WORK TO BE COMPLETED: In the material below, please retype the lines from the very first through the one with "const VS = ()", exactly and without pictures.

RECORDED DATA:
* Begin *
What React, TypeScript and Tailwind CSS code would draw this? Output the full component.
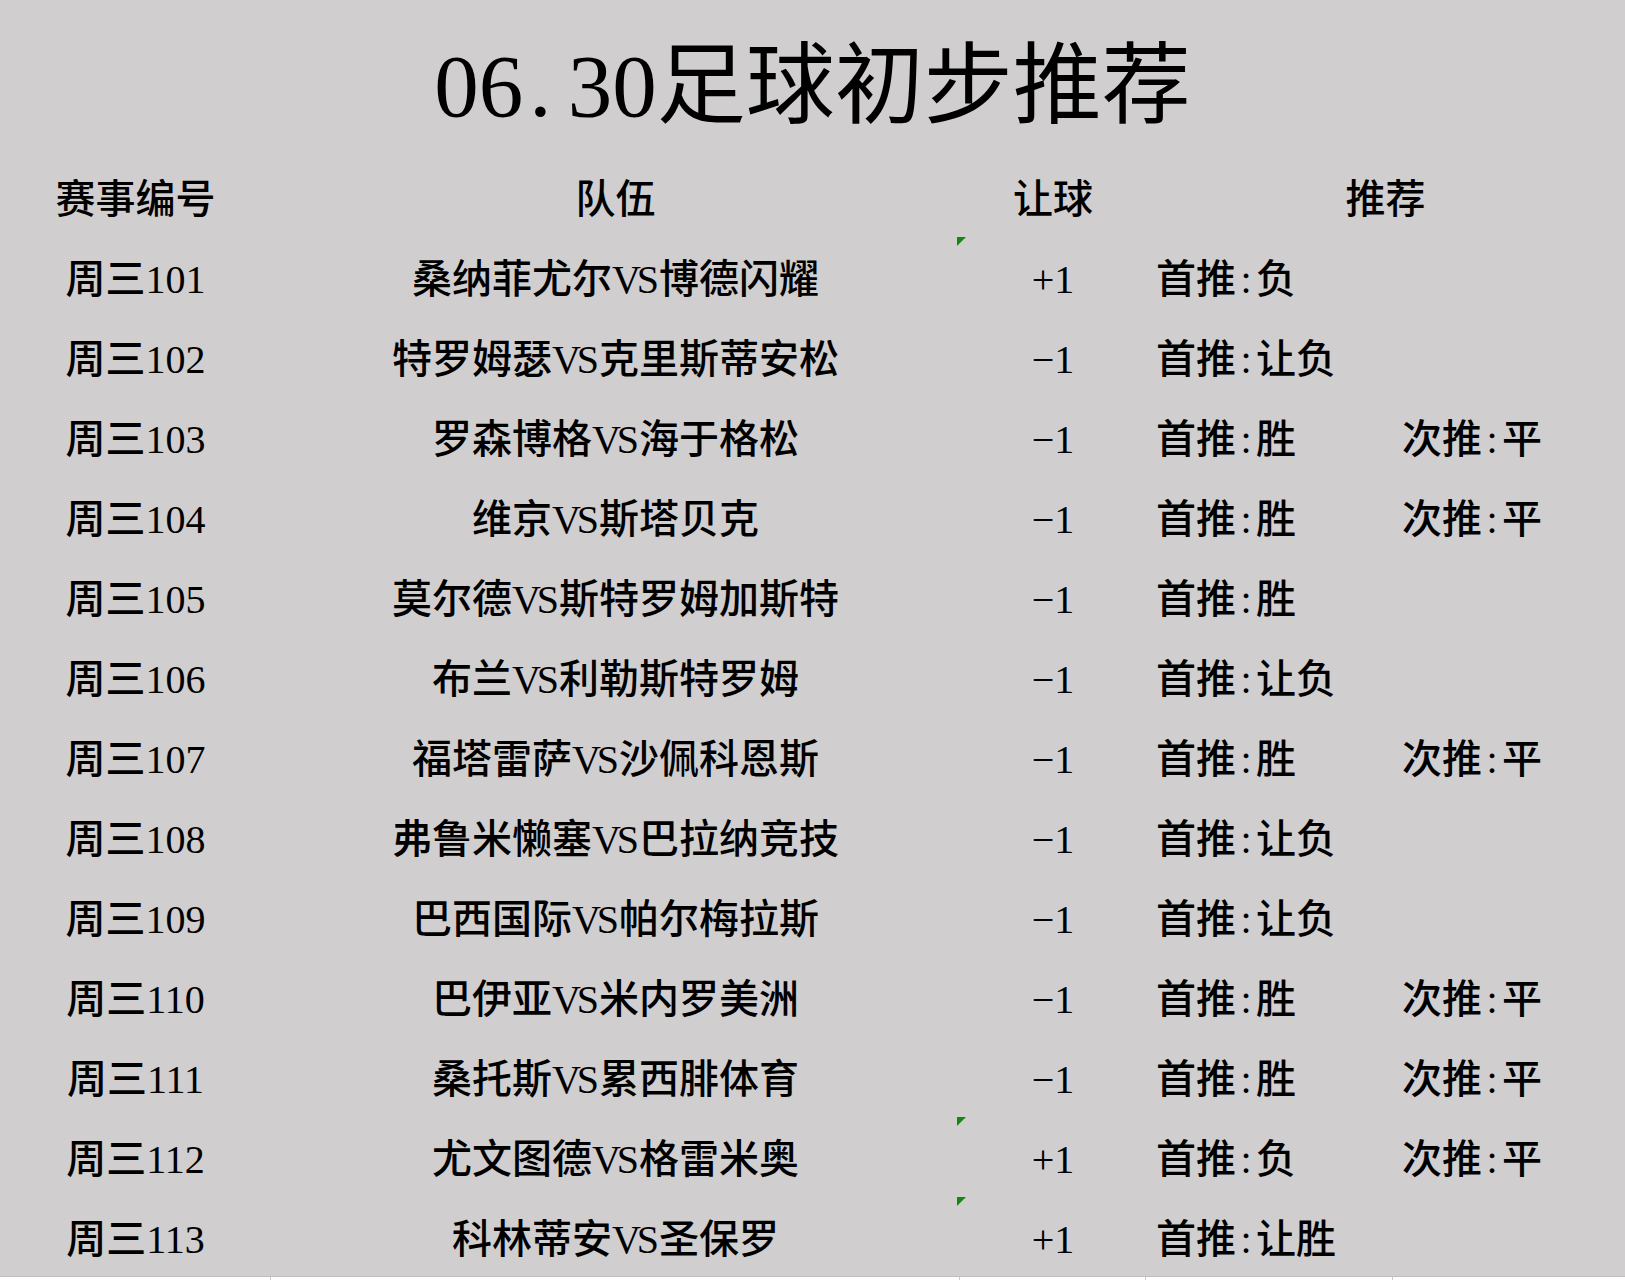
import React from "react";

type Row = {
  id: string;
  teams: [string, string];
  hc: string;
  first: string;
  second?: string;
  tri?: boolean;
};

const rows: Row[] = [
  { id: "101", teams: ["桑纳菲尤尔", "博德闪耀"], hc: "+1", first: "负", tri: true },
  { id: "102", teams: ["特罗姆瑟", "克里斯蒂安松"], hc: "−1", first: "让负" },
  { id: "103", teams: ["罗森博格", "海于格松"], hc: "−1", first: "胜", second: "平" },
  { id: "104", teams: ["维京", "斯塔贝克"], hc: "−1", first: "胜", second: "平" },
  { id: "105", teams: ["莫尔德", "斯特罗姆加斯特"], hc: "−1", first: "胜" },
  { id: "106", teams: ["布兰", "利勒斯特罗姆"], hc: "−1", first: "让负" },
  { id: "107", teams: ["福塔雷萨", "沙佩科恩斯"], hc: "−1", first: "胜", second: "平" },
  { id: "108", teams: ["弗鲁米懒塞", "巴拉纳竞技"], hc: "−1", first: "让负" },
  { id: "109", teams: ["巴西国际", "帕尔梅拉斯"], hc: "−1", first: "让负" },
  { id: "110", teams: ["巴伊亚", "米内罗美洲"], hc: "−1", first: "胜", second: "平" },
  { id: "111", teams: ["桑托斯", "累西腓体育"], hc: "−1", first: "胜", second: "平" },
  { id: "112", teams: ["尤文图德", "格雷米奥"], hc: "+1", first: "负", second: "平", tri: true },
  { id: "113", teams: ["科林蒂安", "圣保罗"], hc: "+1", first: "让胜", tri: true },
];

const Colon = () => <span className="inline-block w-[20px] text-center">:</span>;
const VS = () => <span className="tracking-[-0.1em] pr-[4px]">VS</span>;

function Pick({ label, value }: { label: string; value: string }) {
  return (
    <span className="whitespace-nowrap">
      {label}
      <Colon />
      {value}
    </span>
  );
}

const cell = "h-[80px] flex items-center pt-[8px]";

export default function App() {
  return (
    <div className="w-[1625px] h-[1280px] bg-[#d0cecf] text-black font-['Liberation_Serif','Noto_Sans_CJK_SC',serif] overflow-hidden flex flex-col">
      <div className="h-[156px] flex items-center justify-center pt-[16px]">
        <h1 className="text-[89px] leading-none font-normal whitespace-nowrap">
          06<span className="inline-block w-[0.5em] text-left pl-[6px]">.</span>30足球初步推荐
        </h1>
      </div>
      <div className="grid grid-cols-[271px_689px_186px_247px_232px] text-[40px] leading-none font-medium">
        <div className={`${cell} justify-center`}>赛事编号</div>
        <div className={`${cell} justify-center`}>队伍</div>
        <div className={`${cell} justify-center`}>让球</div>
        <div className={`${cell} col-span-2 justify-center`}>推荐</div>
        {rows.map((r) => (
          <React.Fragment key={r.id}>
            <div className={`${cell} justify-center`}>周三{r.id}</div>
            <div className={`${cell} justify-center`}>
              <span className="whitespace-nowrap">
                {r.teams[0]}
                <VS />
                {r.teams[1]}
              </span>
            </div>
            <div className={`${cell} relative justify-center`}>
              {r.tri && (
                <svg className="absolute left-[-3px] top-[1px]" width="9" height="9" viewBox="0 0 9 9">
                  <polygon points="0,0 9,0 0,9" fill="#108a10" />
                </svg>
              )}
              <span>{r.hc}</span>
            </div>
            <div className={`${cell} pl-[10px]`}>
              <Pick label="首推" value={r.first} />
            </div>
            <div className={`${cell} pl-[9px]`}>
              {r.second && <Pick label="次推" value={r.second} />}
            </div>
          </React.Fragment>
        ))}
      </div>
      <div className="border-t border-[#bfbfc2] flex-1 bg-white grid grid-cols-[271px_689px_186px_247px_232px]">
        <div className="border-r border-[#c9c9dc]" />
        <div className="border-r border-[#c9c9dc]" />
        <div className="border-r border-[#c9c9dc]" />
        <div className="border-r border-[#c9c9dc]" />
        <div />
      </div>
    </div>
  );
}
* End *
TASK ANSWER:
What React, TypeScript and Tailwind CSS code would draw this? Output the full component.
import React from "react";

type Row = {
  id: string;
  teams: [string, string];
  hc: string;
  first: string;
  second?: string;
  tri?: boolean;
};

const rows: Row[] = [
  { id: "101", teams: ["桑纳菲尤尔", "博德闪耀"], hc: "+1", first: "负", tri: true },
  { id: "102", teams: ["特罗姆瑟", "克里斯蒂安松"], hc: "−1", first: "让负" },
  { id: "103", teams: ["罗森博格", "海于格松"], hc: "−1", first: "胜", second: "平" },
  { id: "104", teams: ["维京", "斯塔贝克"], hc: "−1", first: "胜", second: "平" },
  { id: "105", teams: ["莫尔德", "斯特罗姆加斯特"], hc: "−1", first: "胜" },
  { id: "106", teams: ["布兰", "利勒斯特罗姆"], hc: "−1", first: "让负" },
  { id: "107", teams: ["福塔雷萨", "沙佩科恩斯"], hc: "−1", first: "胜", second: "平" },
  { id: "108", teams: ["弗鲁米懒塞", "巴拉纳竞技"], hc: "−1", first: "让负" },
  { id: "109", teams: ["巴西国际", "帕尔梅拉斯"], hc: "−1", first: "让负" },
  { id: "110", teams: ["巴伊亚", "米内罗美洲"], hc: "−1", first: "胜", second: "平" },
  { id: "111", teams: ["桑托斯", "累西腓体育"], hc: "−1", first: "胜", second: "平" },
  { id: "112", teams: ["尤文图德", "格雷米奥"], hc: "+1", first: "负", second: "平", tri: true },
  { id: "113", teams: ["科林蒂安", "圣保罗"], hc: "+1", first: "让胜", tri: true },
];

const Colon = () => <span className="inline-block w-[20px] text-center">:</span>;
const VS = () => <span className="tracking-[-0.1em] pr-[4px]">VS</span>;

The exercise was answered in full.